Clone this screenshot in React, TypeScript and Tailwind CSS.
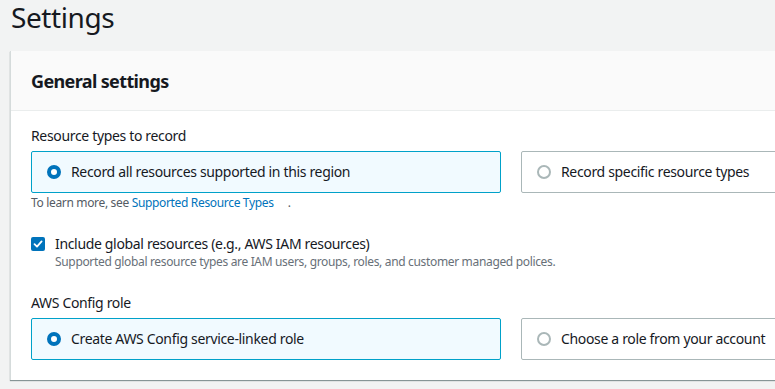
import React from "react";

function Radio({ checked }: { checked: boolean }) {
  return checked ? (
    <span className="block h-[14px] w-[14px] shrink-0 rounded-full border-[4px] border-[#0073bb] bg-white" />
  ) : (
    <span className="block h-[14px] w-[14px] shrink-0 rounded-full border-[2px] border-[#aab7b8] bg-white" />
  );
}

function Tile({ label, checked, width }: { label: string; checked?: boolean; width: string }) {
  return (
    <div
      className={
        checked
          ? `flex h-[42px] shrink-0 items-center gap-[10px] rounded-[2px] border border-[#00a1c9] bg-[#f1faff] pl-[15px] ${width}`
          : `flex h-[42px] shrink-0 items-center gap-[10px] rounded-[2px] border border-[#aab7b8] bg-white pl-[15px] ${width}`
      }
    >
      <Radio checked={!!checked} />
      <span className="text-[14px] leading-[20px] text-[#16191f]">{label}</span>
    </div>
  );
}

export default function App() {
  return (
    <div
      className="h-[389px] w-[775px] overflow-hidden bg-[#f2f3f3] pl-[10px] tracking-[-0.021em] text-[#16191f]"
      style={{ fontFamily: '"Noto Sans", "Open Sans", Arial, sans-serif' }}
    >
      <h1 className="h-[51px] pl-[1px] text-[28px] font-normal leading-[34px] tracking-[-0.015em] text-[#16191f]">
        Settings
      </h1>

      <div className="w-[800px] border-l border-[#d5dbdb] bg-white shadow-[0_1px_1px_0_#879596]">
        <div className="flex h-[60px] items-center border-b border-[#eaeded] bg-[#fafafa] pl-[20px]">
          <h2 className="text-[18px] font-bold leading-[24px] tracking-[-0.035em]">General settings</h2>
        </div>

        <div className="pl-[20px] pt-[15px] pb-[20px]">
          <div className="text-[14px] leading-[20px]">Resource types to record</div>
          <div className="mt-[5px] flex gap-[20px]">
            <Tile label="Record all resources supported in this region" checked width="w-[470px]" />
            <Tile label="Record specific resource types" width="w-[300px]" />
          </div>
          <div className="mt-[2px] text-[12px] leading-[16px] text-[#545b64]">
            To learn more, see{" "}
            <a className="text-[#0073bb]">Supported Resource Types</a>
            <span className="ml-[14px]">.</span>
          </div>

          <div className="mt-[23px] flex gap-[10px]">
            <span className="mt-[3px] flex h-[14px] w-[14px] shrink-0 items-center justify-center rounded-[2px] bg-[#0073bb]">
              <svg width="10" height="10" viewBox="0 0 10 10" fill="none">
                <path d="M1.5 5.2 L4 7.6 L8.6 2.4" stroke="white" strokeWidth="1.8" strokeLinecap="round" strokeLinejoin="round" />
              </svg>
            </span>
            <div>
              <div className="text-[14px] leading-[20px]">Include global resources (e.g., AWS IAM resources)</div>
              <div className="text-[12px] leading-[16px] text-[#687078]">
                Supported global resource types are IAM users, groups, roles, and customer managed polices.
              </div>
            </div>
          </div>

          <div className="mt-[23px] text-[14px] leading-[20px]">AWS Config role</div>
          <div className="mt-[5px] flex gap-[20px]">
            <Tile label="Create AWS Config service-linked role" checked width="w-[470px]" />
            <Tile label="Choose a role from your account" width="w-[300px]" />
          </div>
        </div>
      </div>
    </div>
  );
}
================
■ **THE REQUEST**
Reproduce the full material exactly, excluding the pictures.

■ **TASK OUTPUT**
Clone this screenshot in React, TypeScript and Tailwind CSS.
import React from "react";

function Radio({ checked }: { checked: boolean }) {
  return checked ? (
    <span className="block h-[14px] w-[14px] shrink-0 rounded-full border-[4px] border-[#0073bb] bg-white" />
  ) : (
    <span className="block h-[14px] w-[14px] shrink-0 rounded-full border-[2px] border-[#aab7b8] bg-white" />
  );
}

function Tile({ label, checked, width }: { label: string; checked?: boolean; width: string }) {
  return (
    <div
      className={
        checked
          ? `flex h-[42px] shrink-0 items-center gap-[10px] rounded-[2px] border border-[#00a1c9] bg-[#f1faff] pl-[15px] ${width}`
          : `flex h-[42px] shrink-0 items-center gap-[10px] rounded-[2px] border border-[#aab7b8] bg-white pl-[15px] ${width}`
      }
    >
      <Radio checked={!!checked} />
      <span className="text-[14px] leading-[20px] text-[#16191f]">{label}</span>
    </div>
  );
}

export default function App() {
  return (
    <div
      className="h-[389px] w-[775px] overflow-hidden bg-[#f2f3f3] pl-[10px] tracking-[-0.021em] text-[#16191f]"
      style={{ fontFamily: '"Noto Sans", "Open Sans", Arial, sans-serif' }}
    >
      <h1 className="h-[51px] pl-[1px] text-[28px] font-normal leading-[34px] tracking-[-0.015em] text-[#16191f]">
        Settings
      </h1>

      <div className="w-[800px] border-l border-[#d5dbdb] bg-white shadow-[0_1px_1px_0_#879596]">
        <div className="flex h-[60px] items-center border-b border-[#eaeded] bg-[#fafafa] pl-[20px]">
          <h2 className="text-[18px] font-bold leading-[24px] tracking-[-0.035em]">General settings</h2>
        </div>

        <div className="pl-[20px] pt-[15px] pb-[20px]">
          <div className="text-[14px] leading-[20px]">Resource types to record</div>
          <div className="mt-[5px] flex gap-[20px]">
            <Tile label="Record all resources supported in this region" checked width="w-[470px]" />
            <Tile label="Record specific resource types" width="w-[300px]" />
          </div>
          <div className="mt-[2px] text-[12px] leading-[16px] text-[#545b64]">
            To learn more, see{" "}
            <a className="text-[#0073bb]">Supported Resource Types</a>
            <span className="ml-[14px]">.</span>
          </div>

          <div className="mt-[23px] flex gap-[10px]">
            <span className="mt-[3px] flex h-[14px] w-[14px] shrink-0 items-center justify-center rounded-[2px] bg-[#0073bb]">
              <svg width="10" height="10" viewBox="0 0 10 10" fill="none">
                <path d="M1.5 5.2 L4 7.6 L8.6 2.4" stroke="white" strokeWidth="1.8" strokeLinecap="round" strokeLinejoin="round" />
              </svg>
            </span>
            <div>
              <div className="text-[14px] leading-[20px]">Include global resources (e.g., AWS IAM resources)</div>
              <div className="text-[12px] leading-[16px] text-[#687078]">
                Supported global resource types are IAM users, groups, roles, and customer managed polices.
              </div>
            </div>
          </div>

          <div className="mt-[23px] text-[14px] leading-[20px]">AWS Config role</div>
          <div className="mt-[5px] flex gap-[20px]">
            <Tile label="Create AWS Config service-linked role" checked width="w-[470px]" />
            <Tile label="Choose a role from your account" width="w-[300px]" />
          </div>
        </div>
      </div>
    </div>
  );
}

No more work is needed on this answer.